Exercise description
Take every line from the listing below that includes "index" and copy it.
━━━━━━
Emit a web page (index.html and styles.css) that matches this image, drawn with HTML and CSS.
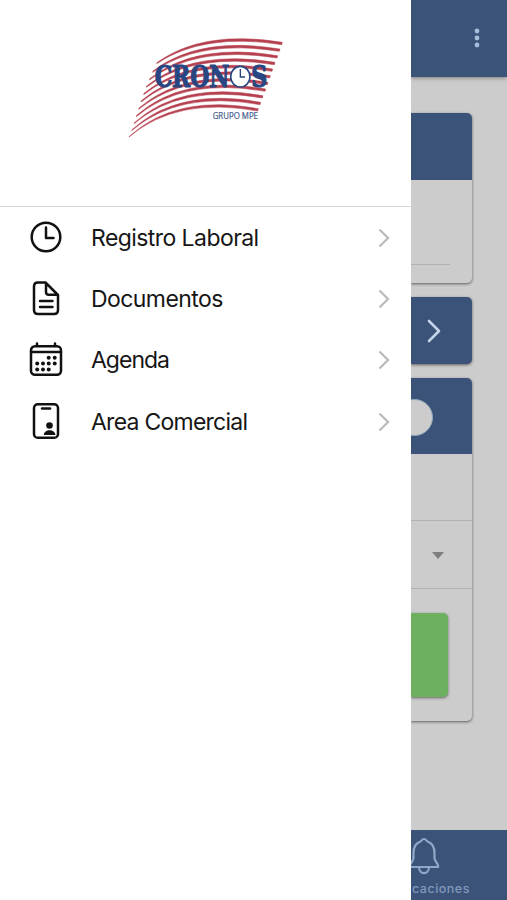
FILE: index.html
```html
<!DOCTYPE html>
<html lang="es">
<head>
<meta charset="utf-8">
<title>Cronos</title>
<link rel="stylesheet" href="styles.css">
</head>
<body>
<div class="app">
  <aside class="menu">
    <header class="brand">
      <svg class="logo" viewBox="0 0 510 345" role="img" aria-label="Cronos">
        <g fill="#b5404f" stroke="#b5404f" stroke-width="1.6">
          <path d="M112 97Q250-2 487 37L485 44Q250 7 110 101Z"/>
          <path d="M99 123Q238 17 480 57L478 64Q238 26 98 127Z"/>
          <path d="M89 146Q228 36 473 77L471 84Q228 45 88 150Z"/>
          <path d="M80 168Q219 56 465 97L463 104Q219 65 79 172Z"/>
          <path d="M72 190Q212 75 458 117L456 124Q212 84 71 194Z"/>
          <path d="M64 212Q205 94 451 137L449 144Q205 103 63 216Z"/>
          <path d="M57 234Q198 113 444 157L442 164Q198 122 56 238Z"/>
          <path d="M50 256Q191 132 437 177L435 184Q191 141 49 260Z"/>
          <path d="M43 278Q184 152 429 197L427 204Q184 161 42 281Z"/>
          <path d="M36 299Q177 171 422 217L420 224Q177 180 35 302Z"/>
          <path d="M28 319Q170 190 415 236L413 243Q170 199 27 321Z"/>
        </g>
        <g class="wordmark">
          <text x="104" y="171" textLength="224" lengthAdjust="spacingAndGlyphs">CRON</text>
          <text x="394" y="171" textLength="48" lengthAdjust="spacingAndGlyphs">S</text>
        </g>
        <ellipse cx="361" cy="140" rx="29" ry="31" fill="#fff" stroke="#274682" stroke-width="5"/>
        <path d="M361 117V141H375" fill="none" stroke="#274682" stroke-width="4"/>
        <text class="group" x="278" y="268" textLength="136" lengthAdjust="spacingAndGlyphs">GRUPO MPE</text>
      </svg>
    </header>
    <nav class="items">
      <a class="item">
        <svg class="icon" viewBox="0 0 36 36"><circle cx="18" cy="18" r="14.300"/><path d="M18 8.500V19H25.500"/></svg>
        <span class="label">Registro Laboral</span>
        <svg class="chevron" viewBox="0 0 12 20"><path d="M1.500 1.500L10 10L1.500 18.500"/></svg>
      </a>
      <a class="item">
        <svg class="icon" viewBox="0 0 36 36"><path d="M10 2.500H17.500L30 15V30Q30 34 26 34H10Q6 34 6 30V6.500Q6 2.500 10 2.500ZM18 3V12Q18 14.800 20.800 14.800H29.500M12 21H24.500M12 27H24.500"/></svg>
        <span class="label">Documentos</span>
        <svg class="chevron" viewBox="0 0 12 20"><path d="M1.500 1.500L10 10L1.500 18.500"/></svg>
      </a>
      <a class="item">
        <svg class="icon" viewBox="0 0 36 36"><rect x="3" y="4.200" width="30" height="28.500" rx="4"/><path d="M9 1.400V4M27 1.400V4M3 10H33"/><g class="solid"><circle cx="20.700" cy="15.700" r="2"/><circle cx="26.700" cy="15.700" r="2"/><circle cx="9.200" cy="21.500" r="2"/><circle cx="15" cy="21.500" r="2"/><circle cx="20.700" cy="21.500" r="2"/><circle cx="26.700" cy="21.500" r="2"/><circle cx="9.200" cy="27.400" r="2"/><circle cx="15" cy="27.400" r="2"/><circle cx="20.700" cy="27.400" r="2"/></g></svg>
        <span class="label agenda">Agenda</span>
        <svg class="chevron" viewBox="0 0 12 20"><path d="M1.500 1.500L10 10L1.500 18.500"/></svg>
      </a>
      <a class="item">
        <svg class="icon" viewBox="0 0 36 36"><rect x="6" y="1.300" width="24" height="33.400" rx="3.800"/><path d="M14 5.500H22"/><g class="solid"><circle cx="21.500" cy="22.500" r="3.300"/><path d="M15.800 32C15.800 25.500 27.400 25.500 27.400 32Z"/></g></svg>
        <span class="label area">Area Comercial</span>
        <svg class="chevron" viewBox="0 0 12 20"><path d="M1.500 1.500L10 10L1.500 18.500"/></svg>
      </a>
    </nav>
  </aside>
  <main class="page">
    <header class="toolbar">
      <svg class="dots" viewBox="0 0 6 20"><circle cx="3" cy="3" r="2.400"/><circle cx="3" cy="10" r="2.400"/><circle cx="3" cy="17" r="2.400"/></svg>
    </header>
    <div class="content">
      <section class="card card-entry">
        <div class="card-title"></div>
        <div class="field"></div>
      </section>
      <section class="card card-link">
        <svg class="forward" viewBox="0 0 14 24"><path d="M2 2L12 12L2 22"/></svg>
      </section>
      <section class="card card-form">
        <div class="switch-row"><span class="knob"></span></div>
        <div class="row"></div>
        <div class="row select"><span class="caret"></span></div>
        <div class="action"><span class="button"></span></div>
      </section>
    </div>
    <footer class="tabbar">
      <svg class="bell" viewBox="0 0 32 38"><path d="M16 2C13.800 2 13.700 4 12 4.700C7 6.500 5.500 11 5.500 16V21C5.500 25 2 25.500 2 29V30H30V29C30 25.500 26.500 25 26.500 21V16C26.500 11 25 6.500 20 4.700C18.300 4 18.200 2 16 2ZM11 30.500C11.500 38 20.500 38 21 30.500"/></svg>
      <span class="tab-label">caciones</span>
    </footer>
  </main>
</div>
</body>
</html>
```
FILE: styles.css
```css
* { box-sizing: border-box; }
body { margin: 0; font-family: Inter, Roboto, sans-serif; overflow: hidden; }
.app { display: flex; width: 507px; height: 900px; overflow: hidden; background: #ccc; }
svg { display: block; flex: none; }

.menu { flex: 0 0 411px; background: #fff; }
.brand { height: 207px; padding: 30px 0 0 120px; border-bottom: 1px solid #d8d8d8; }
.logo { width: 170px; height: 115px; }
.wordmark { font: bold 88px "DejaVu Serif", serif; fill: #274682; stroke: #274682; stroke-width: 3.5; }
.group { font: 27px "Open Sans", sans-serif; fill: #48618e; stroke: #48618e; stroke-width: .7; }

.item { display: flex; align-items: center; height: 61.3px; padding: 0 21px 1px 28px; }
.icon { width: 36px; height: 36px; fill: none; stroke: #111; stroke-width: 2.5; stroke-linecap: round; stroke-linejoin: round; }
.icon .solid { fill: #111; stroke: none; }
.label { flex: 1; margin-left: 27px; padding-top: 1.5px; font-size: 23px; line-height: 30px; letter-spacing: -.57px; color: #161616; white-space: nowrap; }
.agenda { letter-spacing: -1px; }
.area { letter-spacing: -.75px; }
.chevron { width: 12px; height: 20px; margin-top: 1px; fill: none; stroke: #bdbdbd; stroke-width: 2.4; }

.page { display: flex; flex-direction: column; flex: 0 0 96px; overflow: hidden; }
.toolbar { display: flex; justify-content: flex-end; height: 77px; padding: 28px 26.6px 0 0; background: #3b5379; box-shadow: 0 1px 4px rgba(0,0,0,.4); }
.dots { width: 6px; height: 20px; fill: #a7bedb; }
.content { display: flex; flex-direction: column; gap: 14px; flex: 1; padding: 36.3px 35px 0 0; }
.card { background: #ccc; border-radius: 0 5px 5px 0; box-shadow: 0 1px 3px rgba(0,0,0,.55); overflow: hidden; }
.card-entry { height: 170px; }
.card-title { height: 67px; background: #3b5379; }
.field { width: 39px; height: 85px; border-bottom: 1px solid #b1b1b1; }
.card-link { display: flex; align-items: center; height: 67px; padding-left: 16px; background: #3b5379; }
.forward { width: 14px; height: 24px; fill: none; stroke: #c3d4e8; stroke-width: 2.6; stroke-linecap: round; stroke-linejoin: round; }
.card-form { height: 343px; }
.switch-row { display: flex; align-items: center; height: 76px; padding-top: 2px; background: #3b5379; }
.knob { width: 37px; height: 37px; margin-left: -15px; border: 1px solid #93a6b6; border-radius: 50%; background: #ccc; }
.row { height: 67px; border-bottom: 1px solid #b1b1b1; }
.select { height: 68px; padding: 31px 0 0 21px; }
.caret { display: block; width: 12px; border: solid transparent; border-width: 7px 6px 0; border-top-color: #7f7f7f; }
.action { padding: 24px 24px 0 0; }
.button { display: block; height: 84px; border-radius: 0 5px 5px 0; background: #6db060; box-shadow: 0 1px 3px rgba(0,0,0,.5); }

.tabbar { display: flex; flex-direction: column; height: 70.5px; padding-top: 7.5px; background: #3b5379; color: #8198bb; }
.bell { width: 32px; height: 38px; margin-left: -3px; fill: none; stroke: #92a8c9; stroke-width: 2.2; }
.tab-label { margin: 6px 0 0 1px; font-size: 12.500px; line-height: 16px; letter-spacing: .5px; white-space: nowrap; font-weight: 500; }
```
━━━━━━
Expected answer
Emit a web page (index.html and styles.css) that matches this image, drawn with HTML and CSS.
FILE: index.html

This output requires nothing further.